DIRECTIONS FOR THIS TASK:
Answer with one number: how many lines hold "index".

* Begin AVAILABLE DATA *

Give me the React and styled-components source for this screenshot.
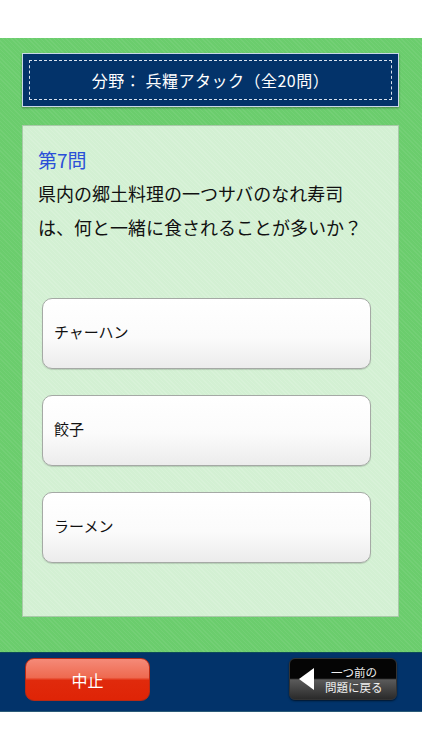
import React from "react";
import styled, { createGlobalStyle } from "styled-components";

const Global = createGlobalStyle`
  html, body { margin: 0; padding: 0; background: #fff; }
  body { font-family: "Noto Sans CJK JP", "Noto Sans", sans-serif; }
`;

const Page = styled.div`
  width: 422px;
  height: 750px;
  display: flex;
  flex-direction: column;
  background: #fff;
`;

const TopGap = styled.div`
  height: 38px;
  flex: none;
`;

const Field = styled.main`
  height: 614px;
  flex: none;
  box-sizing: border-box;
  padding: 15px 23px 0 22px;
  background-color: #6bcd6d;
  background-image: repeating-linear-gradient(45deg, rgba(255,255,255,0.06) 0 1px, transparent 1px 3px);
  display: flex;
  flex-direction: column;
  gap: 18px;
`;

const Banner = styled.header`
  height: 54px;
  box-sizing: border-box;
  background: #03336a;
  border: 1px solid #c8d8e8;
  box-shadow: 0 1px 2px rgba(0,0,0,0.35);
  padding: 6px;
  display: flex;
`;

const BannerInner = styled.div`
  flex: 1;
  border: 1.5px dashed #d8e2ee;
  display: flex;
  align-items: center;
  justify-content: center;
  color: #fff;
  font-size: 16px;
  letter-spacing: 0.5px;
`;

const Card = styled.section`
  height: 492px;
  box-sizing: border-box;
  background-color: #d3f0d3;
  background-image: repeating-linear-gradient(45deg, rgba(255,255,255,0.12) 0 1px, transparent 1px 3px);
  border: 1px solid #a9c9a9;
  padding: 20px 27px 0 15px;
  display: flex;
  flex-direction: column;
`;

const Number = styled.div`
  color: #2a4fd8;
  font-size: 19px;
  line-height: 28px;
`;

const Question = styled.p`
  margin: 2px 0 0;
  color: #111;
  font-size: 18px;
  line-height: 34px;
`;

const Options = styled.div`
  margin-top: 54px;
  padding-left: 4px;
  display: flex;
  flex-direction: column;
  gap: 26px;
`;

const Option = styled.button`
  height: 71px;
  box-sizing: border-box;
  border: 1px solid #a5a9a5;
  border-radius: 10px;
  background: linear-gradient(#ffffff 0%, #fbfbfb 55%, #ececec 100%);
  box-shadow: 0 1px 1px rgba(0,0,0,0.15);
  padding: 0 0 4px 11px;
  text-align: left;
  font-family: inherit;
  font-size: 15px;
  color: #111;
`;

const Footer = styled.footer`
  height: 60px;
  flex: none;
  box-sizing: border-box;
  background: #02336a;
  border-top: 1px solid #0d4a5a;
  border-bottom: 1px solid #2a5a78;
  padding: 5px 25px 0 25px;
  display: flex;
  justify-content: space-between;
  align-items: flex-start;
`;

const StopButton = styled.button`
  width: 125px;
  height: 43px;
  border: 1px solid #b82a14;
  border-radius: 9px;
  background: linear-gradient(#f58a78 0%, #ee6a50 45%, #e02a0c 52%, #df2406 100%);
  color: #fff;
  font-family: inherit;
  font-size: 16px;
  padding: 0;
`;

const BackButton = styled.button`
  width: 108px;
  height: 42px;
  border: 1px solid #333;
  border-radius: 6px;
  background: linear-gradient(#050505 0%, #050505 48%, #5a5a5a 52%, #2a2a2a 100%);
  box-shadow: 0 1px 2px rgba(0,0,0,0.6);
  display: flex;
  align-items: center;
  gap: 10px;
  padding: 0 0 0 8px;
  color: #fff;
  font-family: inherit;
`;

const BackLabel = styled.span`
  display: flex;
  flex-direction: column;
  text-align: left;
  color: #f0f0f0;
`;

const LabelLine = styled.span`
  display: block;
  font-size: 11.5px;
  line-height: 16px;
  height: 15px;
  padding-left: ${(p) => (p.$indent ? "6px" : "0")};
`;

const BottomGap = styled.div`
  flex: 1;
`;

const options = ["チャーハン", "餃子", "ラーメン"];

export default function App() {
  return (
    <>
      <Global />
      <Page>
        <TopGap />
        <Field>
          <Banner>
            <BannerInner>分野： 兵糧アタック（全20問）</BannerInner>
          </Banner>
          <Card>
            <Number>第7問</Number>
            <Question>
              県内の郷土料理の一つサバのなれ寿司
              <br />
              は、何と一緒に食されることが多いか？
            </Question>
            <Options>
              {options.map((o) => (
                <Option key={o}>{o}</Option>
              ))}
            </Options>
          </Card>
        </Field>
        <Footer>
          <StopButton>中止</StopButton>
          <BackButton>
            <svg width="17" height="24" viewBox="0 0 17 24">
              <polygon points="16,1 16,23 1,12" fill="#fff" />
            </svg>
            <BackLabel>
              <LabelLine $indent>一つ前の</LabelLine>
              <LabelLine>問題に戻る</LabelLine>
            </BackLabel>
          </BackButton>
        </Footer>
        <BottomGap />
      </Page>
    </>
  );
}
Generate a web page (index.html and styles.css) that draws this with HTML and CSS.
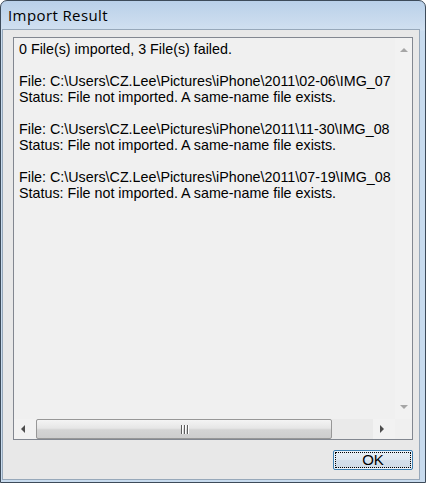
FILE: index.html
```html
<!DOCTYPE html>
<html>
<head>
<meta charset="utf-8">
<title>Import Result</title>
<link rel="stylesheet" href="styles.css">
</head>
<body>
<div class="window">
  <div class="titlebar">Import Result</div>
  <div class="client">
    <div class="textbox">
      <div class="content">0 File(s) imported, 3 File(s) failed.

File: C:\Users\CZ.Lee\Pictures\iPhone\2011\02-06\IMG_07
Status: File not imported. A same-name file exists.

File: C:\Users\CZ.Lee\Pictures\iPhone\2011\11-30\IMG_08
Status: File not imported. A same-name file exists.

File: C:\Users\CZ.Lee\Pictures\iPhone\2011\07-19\IMG_08
Status: File not imported. A same-name file exists.</div>
      <div class="vscroll">
        <span class="tri tri-up"></span>
        <span class="tri tri-down"></span>
      </div>
      <div class="hscroll">
        <div class="hbtn hbtn-left"><span class="tri tri-left"></span></div>
        <div class="htrack">
          <div class="thumb"><span class="grip"></span><span class="grip"></span><span class="grip"></span></div>
        </div>
        <div class="hbtn hbtn-right"><span class="tri tri-right"></span></div>
      </div>
      <div class="corner"></div>
    </div>
    <div class="footer">
      <button class="okbtn">OK</button>
    </div>
  </div>
</div>
</body>
</html>
```
FILE: styles.css
```css
html, body {
  margin: 0;
  padding: 0;
  background: #ffffff;
}

.window {
  width: 426px;
  height: 483px;
  box-sizing: border-box;
  border: 1px solid #3d4b5a;
  border-radius: 7px 7px 0 0;
  background: linear-gradient(to bottom, #b9d0e9 0px, #d1e0f0 29px, #c8dbee 30px, #c8dbee 100%);
  padding: 0 5px 2px 1px;
  display: flex;
  flex-direction: column;
}

.titlebar {
  height: 28px;
  flex: none;
  display: flex;
  align-items: center;
  padding-left: 6px;
  font-family: "Open Sans", "Liberation Sans", sans-serif;
  font-size: 15px;
  letter-spacing: 0.4px;
  color: #000;
}

.client {
  flex: 1;
  border: 1px solid #97a8ba;
  background: #e8e8e8;
  padding: 7px 6px 9px 10px;
  display: flex;
  flex-direction: column;
  min-height: 0;
}

.textbox {
  flex: 1;
  min-height: 0;
  border: 1px solid #828790;
  background: #f0f0f0;
  display: grid;
  grid-template-columns: 1fr 17px;
  grid-template-rows: 1fr 20px;
}

.content {
  overflow: hidden;
  white-space: pre;
  padding: 3px 0 0 5px;
  font-family: "Liberation Sans", Arial, sans-serif;
  font-size: 14.3px;
  line-height: 16px;
  color: #000;
}

.vscroll {
  background: #f2f2f2;
  display: flex;
  flex-direction: column;
  justify-content: space-between;
  align-items: center;
  padding: 10px 0 10px 0;
}

.tri {
  display: block;
  width: 0;
  height: 0;
}

.tri-up {
  border-left: 4px solid transparent;
  border-right: 4px solid transparent;
  border-bottom: 4px solid #a6a6a6;
}

.tri-down {
  border-left: 4px solid transparent;
  border-right: 4px solid transparent;
  border-top: 4px solid #a6a6a6;
}

.tri-left {
  border-top: 4px solid transparent;
  border-bottom: 4px solid transparent;
  border-right: 4px solid #4d4d4d;
}

.tri-right {
  border-top: 4px solid transparent;
  border-bottom: 4px solid transparent;
  border-left: 4px solid #4d4d4d;
}

.hscroll {
  display: flex;
  background: #f2f2f2;
}

.hbtn {
  width: 22px;
  flex: none;
  display: flex;
  align-items: center;
  padding-left: 7px;
  box-sizing: border-box;
}

.htrack {
  flex: 1;
  display: flex;
  background: #eaeaea;
}

.thumb {
  width: 296px;
  box-sizing: border-box;
  border: 1px solid #979797;
  border-radius: 2px;
  background: linear-gradient(to bottom, #f4f4f4 0%, #e6e6e6 45%, #d4d4d4 55%, #cdcdcd 100%);
  display: flex;
  justify-content: center;
  align-items: center;
  gap: 2px;
}

.grip {
  display: block;
  width: 1px;
  height: 9px;
  background: #5e5e5e;
  box-shadow: 1px 0 0 #ffffff;
}

.corner {
  background: #f0f0f0;
}

.footer {
  flex: none;
  margin-top: 10px;
  display: flex;
  justify-content: flex-end;
}

.okbtn {
  position: relative;
  width: 80px;
  height: 20px;
  margin: 0;
  padding: 0;
  border: 1px solid #3c7fb1;
  border-radius: 2px;
  background: linear-gradient(to bottom, #e9f0f6 0%, #dfe8f1 50%, #d3dfeb 51%, #cfdbe8 100%);
  box-shadow: inset 0 0 0 1px #eef4fa;
  font-family: "Liberation Sans", Arial, sans-serif;
  font-size: 15px;
  line-height: 18px;
  color: #000;
}

.okbtn::after {
  content: "";
  position: absolute;
  left: 1px;
  right: 1px;
  top: 1px;
  bottom: 1px;
  border: 1px dotted #000;
}
```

* End AVAILABLE DATA *

WRITTEN ANSWER:
2